Compatibility class by dale-wahl · Pull Request #605 · digitalmethodsinitiative/4cat

dale-wahl · 2026-06-16T15:06:45Z

Create a `Compatibility` class for processors to use and replace/generalize `is_compatible_with`.

That is the goal of this PR. I have done my best to keep it functionality identical except a handful of small, intentional fixes/improvements:" + a short list:

split_by_thread: 4chan/8chan → fourchan/eightchan (the old ids never matched a real datasource — latent bug).
api_tool options endpoint now 422s for an undeclared processor on a non-top dataset (consistent with the UI listing).
api_standalone now passes config, so settings-gated processors are evaluated instead of uniformly excluded.
youtube_metadata uses is_collector where it used is_top_dataset (intent should be the same; see below for details).
perspective given an explicit top_dataset_only=True, extensions={"csv","ndjson"} (it was silently on the bare default).

The is_compatible_with will still be able to override Compatibility for advanced checks (such as needing to walk the genealogy) to check multiple DataSets.

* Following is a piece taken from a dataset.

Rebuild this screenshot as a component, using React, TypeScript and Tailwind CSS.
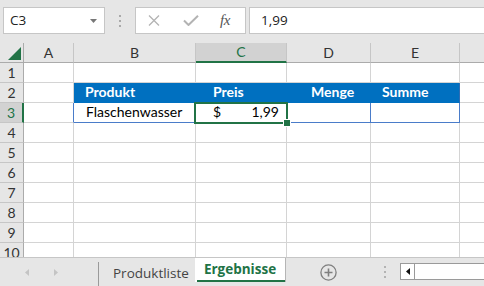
import React from 'react'

const COLS = [
  { key: 'A', w: 'w-[50px]' },
  { key: 'B', w: 'w-[122px]' },
  { key: 'C', w: 'w-[91px]' },
  { key: 'D', w: 'w-[84px]' },
  { key: 'E', w: 'w-[89px]' },
  { key: 'F', w: 'w-[40px]' },
]

const BLUE = 'bg-[#0070c0]'

function Toolbar() {
  return (
    <div className="h-[43px] shrink-0 bg-[#e6e6e6] flex items-start pt-[7px] pl-[3px] font-['Open_Sans',sans-serif]">
      {/* name box */}
      <div className="w-[102px] shrink-0 h-[27px] bg-white border border-[#c6c6c6] flex items-center justify-between pl-[6px] pr-[7px]">
        <span className="text-[13.5px] text-[#222] leading-none">C3</span>
        <svg width="7" height="4" viewBox="0 0 7 4">
          <polygon points="0,0 7,0 3.5,4" fill="#777" />
        </svg>
      </div>
      {/* grip dots */}
      <div className="w-[30px] shrink-0 h-[27px] flex flex-col items-center justify-center gap-[3px]">
        <span className="w-[2px] h-[2px] bg-[#a9a9a9]" />
        <span className="w-[2px] h-[2px] bg-[#a9a9a9]" />
        <span className="w-[2px] h-[2px] bg-[#a9a9a9]" />
      </div>
      {/* cancel / enter / fx */}
      <div className="w-[111px] shrink-0 h-[27px] bg-white border border-[#c6c6c6] flex items-center">
        <svg className="ml-[12px]" width="12" height="11" viewBox="0 0 12 11">
          <path d="M1 0.5 L11 10.5 M11 0.5 L1 10.5" stroke="#b3b3b3" strokeWidth="1.3" fill="none" />
        </svg>
        <svg className="ml-[23px]" width="16" height="11" viewBox="0 0 16 11">
          <path d="M1 5.5 L5.5 10 L15 0.8" stroke="#b3b3b3" strokeWidth="2" fill="none" />
        </svg>
        <span className="ml-[21px] font-['Liberation_Serif',serif] italic text-[15px] text-[#555] leading-none tracking-[-0.5px]">
          fx
        </span>
      </div>
      {/* formula input */}
      <div className="ml-[3px] w-[240px] shrink-0 h-[27px] bg-white border border-[#c6c6c6] flex items-center pl-[11px]">
        <span className="text-[13.5px] text-[#222] leading-none">1,99</span>
      </div>
    </div>
  )
}

function ColumnHeader() {
  return (
    <div className="flex h-[20px] shrink-0 bg-[#e6e6e6]">
      <div className="w-[24px] shrink-0 border-r border-b border-[#ababab] relative">
        <svg className="absolute left-[8px] top-[4px]" width="13" height="13" viewBox="0 0 13 13">
          <polygon points="0,13 13,0 13,13" fill="#217346" />
        </svg>
      </div>
      {COLS.map((c) => {
        const active = c.key === 'C'
        return (
          <div
            key={c.key}
            className={`${c.w} shrink-0 flex items-center justify-center text-[14px] leading-none border-r border-r-[#c6c6c6] ${
              active
                ? 'bg-[#d2d2d2] text-[#217346] border-b-2 border-b-[#217346]'
                : 'text-[#333] border-b border-b-[#ababab]'
            }`}
          >
            {c.key === 'F' ? '' : c.key}
          </div>
        )
      })}
    </div>
  )
}

function RowHeader({ n }: { n: number }) {
  const active = n === 3
  return (
    <div
      className={`w-[24px] h-[20px] shrink-0 flex items-center justify-center text-[14px] leading-none border-b border-b-[#c6c6c6] ${
        active
          ? 'bg-[#d2d2d2] text-[#217346] border-r-2 border-r-[#217346]'
          : 'bg-[#e6e6e6] text-[#333] border-r border-r-[#ababab]'
      }`}
    >
      {n}
    </div>
  )
}

function GridRow({ n }: { n: number }) {
  const base = 'shrink-0 h-[20px] border-r border-b border-[#d4d4d4]'
  const head = `shrink-0 h-[20px] ${BLUE} border-b border-b-[#0070c0] leading-[17px] font-bold text-white`
  const body = 'shrink-0 h-[20px] border-b border-b-[#4a7cc9] leading-[17px] text-black'
  if (n === 2) {
    return (
      <div className="flex h-[20px]">
        <RowHeader n={n} />
        <div className={`${base} w-[50px]`} />
        <div className={`${head} w-[122px] pl-[11px]`}>Produkt</div>
        <div className={`${head} w-[91px] pl-[17px]`}>Preis</div>
        <div className={`${head} w-[84px] pl-[24px]`}>Menge</div>
        <div className={`${head} w-[89px] pl-[11px] border-r border-r-[#2e6db4]`}>Summe</div>
        <div className={`${base} w-[40px]`} />
      </div>
    )
  }
  if (n === 3) {
    return (
      <div className="flex h-[20px]">
        <RowHeader n={n} />
        <div className="shrink-0 h-[20px] w-[50px] border-b border-b-[#d4d4d4] border-r border-r-[#4a7cc9]" />
        <div className={`${body} w-[122px] border-r border-r-[#d4d4d4] pl-[12px]`}>Flaschenwasser</div>
        <div className={`${body} w-[91px] border-r border-r-[#d4d4d4] relative flex justify-between pl-[17px] pr-[7px]`}>
          <span>$</span>
          <span>1,99</span>
          <div className="absolute -left-[2px] -top-[1px] w-[94px] h-[22px] border-2 border-[#217346]" />
          <div className="absolute -right-[4px] -bottom-[4px] w-[6px] h-[6px] bg-[#217346] outline outline-1 outline-white" />
        </div>
        <div className={`${body} w-[84px] border-r border-r-[#4a7cc9]`} />
        <div className={`${body} w-[89px] border-r border-r-[#4a7cc9]`} />
        <div className={`${base} w-[40px]`} />
      </div>
    )
  }
  return (
    <div className="flex h-[20px]">
      <RowHeader n={n} />
      {COLS.map((c) => (
        <div key={c.key} className={`${base} ${c.w}`} />
      ))}
    </div>
  )
}

function SheetTabs() {
  return (
    <div className="h-[29px] shrink-0 bg-[#e6e6e6] border-t border-[#c6c6c6] flex items-start font-['Open_Sans',sans-serif]">
      <div className="w-[98px] shrink-0 h-[28px] flex items-center">
        <svg className="ml-[25px]" width="4" height="7" viewBox="0 0 4 7">
          <polygon points="4,0 4,7 0,3.5" fill="#c4c4c4" />
        </svg>
        <svg className="ml-[25px]" width="4" height="7" viewBox="0 0 4 7">
          <polygon points="0,0 0,7 4,3.5" fill="#c4c4c4" />
        </svg>
      </div>
      <div className="w-[97px] shrink-0 h-[24px] mt-[4px] border-l border-[#9a9a9a] pl-[14px] flex items-center text-[13.5px] leading-none text-[#444] whitespace-nowrap">
        Produktliste
      </div>
      <div className="w-[91px] shrink-0 h-[24px] bg-white border-r border-[#b5b5b5] flex flex-col">
        <div className="flex-1 flex items-center justify-center text-[13.5px] leading-none font-bold text-[#217346] pt-[2px] whitespace-nowrap">
          Ergebnisse
        </div>
        <div className="h-[2px] ml-[2px] bg-[#217346]" />
      </div>
      <div className="w-[84px] shrink-0 h-[28px] flex items-center justify-center">
        <svg width="17" height="17" viewBox="0 0 17 17">
          <circle cx="8.5" cy="8.5" r="7.6" stroke="#7f7f7f" strokeWidth="1.3" fill="none" />
          <path d="M8.5 4.5 V12.5 M4.5 8.5 H12.5" stroke="#7f7f7f" strokeWidth="1.6" />
        </svg>
      </div>
      <div className="w-[30px] shrink-0 h-[28px] flex flex-col items-center justify-center gap-[3px]">
        <span className="w-[2px] h-[2px] bg-[#b3b3b3]" />
        <span className="w-[2px] h-[2px] bg-[#b3b3b3]" />
        <span className="w-[2px] h-[2px] bg-[#b3b3b3]" />
      </div>
      <div className="mt-[5px] flex h-[17px] shrink-0">
        <div className="w-[15px] h-[17px] bg-white border border-[#9a9a9a] flex items-center justify-center">
          <svg width="4" height="7" viewBox="0 0 4 7">
            <polygon points="4,0 4,7 0,3.5" fill="#111" />
          </svg>
        </div>
        <div className="w-[80px] h-[17px] bg-white border-y border-[#9a9a9a]" />
      </div>
    </div>
  )
}

export default function App() {
  return (
    <div className="w-[484px] h-[286px] overflow-hidden bg-white flex flex-col font-['Lato',sans-serif] text-[14px]">
      <Toolbar />
      <ColumnHeader />
      <div className="flex-1 overflow-hidden">
        {Array.from({ length: 10 }, (_, i) => (
          <GridRow key={i} n={i + 1} />
        ))}
      </div>
      <SheetTabs />
    </div>
  )
}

Compatibility should still be declared as a guide for compatibility checks that do not require a DataSet object.

Right now it is serving the point of centralizing and standardizing compatibility checks. Many processors do not actually require an existing DataSet in order to check compatibility. The Compatibility object will also enable a dynamic processor map and I have attempted to separate compatibility axes that require an existing DataSet object with those that do not. That way, we can still show a looser category of "could be compaptible given X condition is met" (e.g. dataset has Y and Z columns).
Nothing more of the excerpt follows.